Why India Needs a Crypto Reserve
For decades, India has relied on traditional assets like gold and foreign exchange to safeguard its economy. The Reserve Bank of India holds over 800 tonnes of gold, and foreign exchange reserves stand at approximately $650 billion as of 2024, providing a buffer against currency fluctuations. Given this history of strategic asset accumulation, incorporating cryptocurrencies into India’s reserves is a logical next step.
1. A Hedge Against Economic Uncertainty
Bitcoin, often referred to as “digital gold,” has gained widespread recognition as a store of value in major economies. The U.S. government’s decision to label Bitcoin a strategic asset highlights its growing legitimacy. For India, a crypto reserve offers more than just portfolio diversification—it’s a way to future-proof the economy. In a world where inflation and currency devaluation are persistent threats, cryptocurrencies provide a hedge against economic instability. By holding digital assets, India can ensure it remains competitive in a rapidly evolving global financial system.
2. Streamlining Remittances
India is the world’s largest recipient of remittances, with overseas workers sending home $129 billion annually as of 2024. However, traditional remittance channels are slow and costly, with fees often ranging from 6% to 20% per transaction. Cryptocurrencies present a more efficient alternative. For example, Bitcoin transactions average $1.50 in fees, and Ethereum transactions cost just $0.75, regardless of the amount transferred. Blockchain startups like Bitso have already processed $3.3 billion in U.S.-to-Mexico remittances with fees under 1%. If India leverages crypto for remittances, it could save billions for its citizens while making cross-border transfers faster and more transparent.
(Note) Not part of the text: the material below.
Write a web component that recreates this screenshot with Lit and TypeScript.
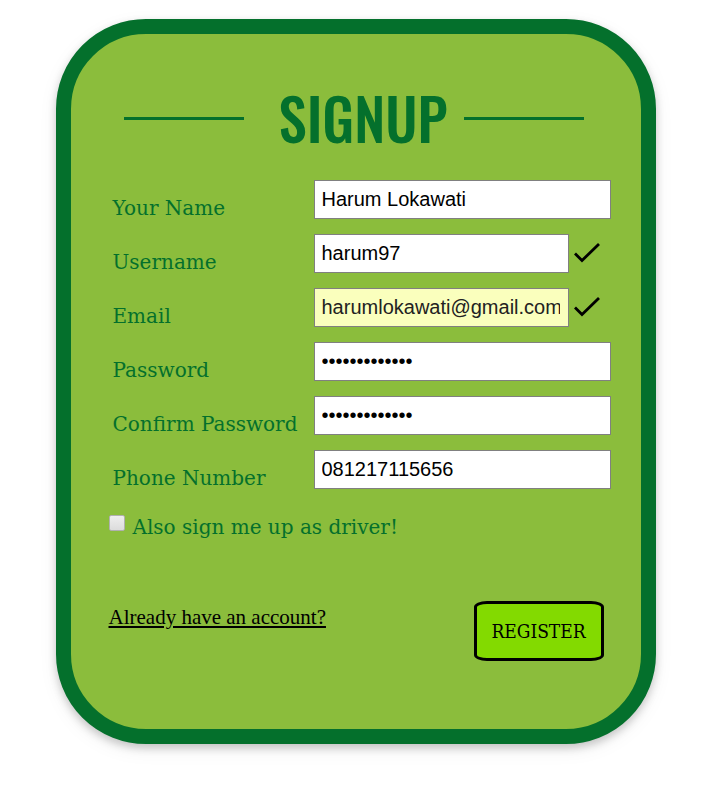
import { LitElement, html, css, nothing } from "lit";
import { customElement, property } from "lit/decorators.js";

interface Field {
  id: string;
  label: string;
  type: string;
  value: string;
  valid?: boolean;
  autofilled?: boolean;
}

const FIELDS: Field[] = [
  { id: "name", label: "Your Name", type: "text", value: "Harum Lokawati" },
  { id: "username", label: "Username", type: "text", value: "harum97", valid: true },
  { id: "email", label: "Email", type: "email", value: "harumlokawati@gmail.com", valid: true, autofilled: true },
  { id: "password", label: "Password", type: "password", value: "harumlokawati" },
  { id: "confirm", label: "Confirm Password", type: "password", value: "harumlokawati" },
  { id: "phone", label: "Phone Number", type: "tel", value: "081217115656" },
];

@customElement("signup-field")
class SignupField extends LitElement {
  @property({ attribute: false }) field!: Field;

  static styles = css`
    :host {
      display: grid;
      grid-template-columns: 201px minmax(0, 1fr);
      font-family: Rockwell, "DejaVu Serif", serif;
    }
    .label {
      align-self: end;
      font-size: 20px;
      line-height: 22px;
      color: #04702c;
      white-space: nowrap;
    }
    .control {
      display: flex;
      align-items: center;
      gap: 4px;
    }
    .input {
      box-sizing: border-box;
      flex: 1;
      min-width: 0;
      height: 39px;
      margin: 0;
      padding: 0 8px 0 7px;
      border: 1px solid #808080;
      border-radius: 0;
      background: #fff;
      color: #000;
      font-family: "Liberation Sans", Arial, sans-serif;
      font-size: 20px;
    }
    .autofilled {
      background: #faffbd;
      color: #222;
    }
    .check {
      flex: none;
      width: 38px;
      height: 27px;
    }
  `;

  render() {
    const f = this.field;
    return html`
      <label class="label" for=${f.id}>${f.label}</label>
      <div class="control">
        <input class="input ${f.autofilled ? "autofilled" : ""}" id=${f.id} type=${f.type} .value=${f.value} />
        ${f.valid
          ? html`<svg class="check" viewBox="0 0 38 27" role="img" aria-label="Valid">
              <path d="M2 13.5 L9 20.5 L26 4" fill="none" stroke="#000" stroke-width="2.8" />
            </svg>`
          : nothing}
      </div>
    `;
  }
}

@customElement("app-root")
class AppRoot extends LitElement {
  static styles = css`
    :host {
      display: block;
      padding: 19px 16px 55px;
      background: #fff;
      font-family: Rockwell, "DejaVu Serif", serif;
    }
    .card {
      box-sizing: border-box;
      max-width: 600px;
      margin: 0 auto;
      padding: 48px 30px 68px 38px;
      border: 15px solid #04702c;
      border-radius: 90px;
      background: #8bbd3c;
      box-shadow: 0 4px 8px rgba(0, 0, 0, 0.2), 0 6px 20px rgba(0, 0, 0, 0.06);
    }
    .header {
      display: flex;
      align-items: center;
      margin: 0 27px 26px 15px;
    }
    .rule {
      flex: none;
      width: 120px;
      height: 3px;
      background: #04702c;
    }
    .title {
      flex: 1;
      margin: 0;
      padding: 0 0 2px 19px;
      text-align: center;
      font-family: Oswald, "Liberation Sans Narrow", "Liberation Sans", sans-serif;
      font-size: 57px;
      font-weight: 500;
      line-height: 70px;
      color: #04702c;
    }
    .fields {
      display: grid;
      gap: 15px;
      padding-left: 4px;
    }
    .driver {
      display: flex;
      align-items: center;
      gap: 8px;
      margin-top: 26px;
      font-size: 20px;
      line-height: 24px;
      color: #04702c;
    }
    .box {
      appearance: none;
      align-self: start;
      width: 16px;
      height: 16px;
      margin: 0;
      border: 1px solid #b0b0b0;
      border-radius: 2px;
      background: linear-gradient(#eee, #dcdcdc);
    }
    .footer {
      display: flex;
      justify-content: space-between;
      margin: 62px 7px 0 0;
    }
    .login {
      margin-top: 4px;
      align-self: start;
      font-family: "Liberation Serif", "Times New Roman", serif;
      font-size: 21px;
      line-height: 24px;
      color: #000;
    }
    .register {
      width: 130px;
      height: 60px;
      padding: 0;
      border: 3px solid #000;
      border-radius: 10%;
      background: #83da00;
      color: #000;
      font-family: Rockwell, "DejaVu Serif Condensed", "DejaVu Serif", serif;
      font-size: 19px;
    }
  `;

  render() {
    return html`
      <form class="card" @submit=${(e: Event) => e.preventDefault()}>
        <div class="header">
          <span class="rule"></span>
          <h1 class="title">SIGNUP</h1>
          <span class="rule"></span>
        </div>
        <div class="fields">
          ${FIELDS.map((f) => html`<signup-field .field=${f}></signup-field>`)}
        </div>
        <label class="driver">
          <input class="box" type="checkbox" name="driver" />
          Also sign me up as driver!
        </label>
        <div class="footer">
          <a class="login" href="#login">Already have an account?</a>
          <button class="register" type="submit">REGISTER</button>
        </div>
      </form>
    `;
  }
}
3. Stemming the Brain Drain
India’s current crypto policies are pushing innovation out of the country. The 30% tax, combined with a lack of clear regulations, has driven entrepreneurs, developers, and investors to seek opportunities in crypto-friendly hubs like Dubai, Singapore, and the U.S. This brain drain is a significant loss for India, which has the potential to be a global leader in blockchain and Web3 technologies. Establishing a strategic crypto reserve, alongside progressive regulations, would signal that India is open to digital asset innovation, attracting investment and fostering homegrown talent.
The Consequences of Inaction
Failing to act could have far-reaching implications for India. As cryptocurrencies gain traction globally, there’s growing talk of “de-dollarization.” The U.S. has long relied on the dollar’s dominance to maintain economic influence, but the widespread adoption of Bitcoin and other digital assets could diminish this reliance, reshaping global financial dynamics. For India, remaining a bystander in this shift could mean losing its competitive edge. Without a crypto reserve, India may find itself ill-equipped to navigate a future where digital assets play a central role in international trade, finance, and technology.
Additionally, the absence of clear regulations creates vulnerabilities. A 2025 report by KYCHub highlights the risks in India’s crypto market, including fraud, fake accounts, and black markets for virtual currency trading. Without a robust framework, these challenges will intensify, eroding investor confidence and slowing adoption.
Lessons from Global Pioneers
India can look to other nations for inspiration. El Salvador’s decision to adopt Bitcoin as legal tender in 2021 positioned it as a trailblazer in the Global South. The U.S. Strategic Bitcoin Reserve, an idea rooted in discussions as early as 2018 in The Bitcoin Standard, demonstrates how even established economies are adapting to the crypto revolution. Meanwhile, MicroStrategy, a U.S.-based company, has accumulated billions in Bitcoin since 2020, proving the asset’s viability for institutional portfolios. South Korea’s exploration of digital asset reserves further underscores the global trend. These examples show that cryptocurrencies are not just speculative—they’re strategic assets for enhancing financial resilience and innovation.
A Path Forward
India stands at a critical juncture. The global financial system is transforming, and cryptocurrencies are driving this change. By establishing a strategic cryptocurrency reserve, India can diversify its reserves, reduce remittance costs, and retain its talent pool. However, this requires decisive action: revisiting the 30% tax, simplifying regulations, and creating an environment where innovation can flourish.
The question is clear—will India seize this opportunity to lead in the digital asset space, or will it watch as other nations shape the future of finance? The time to act is now, before India’s crypto conundrum becomes a missed opportunity.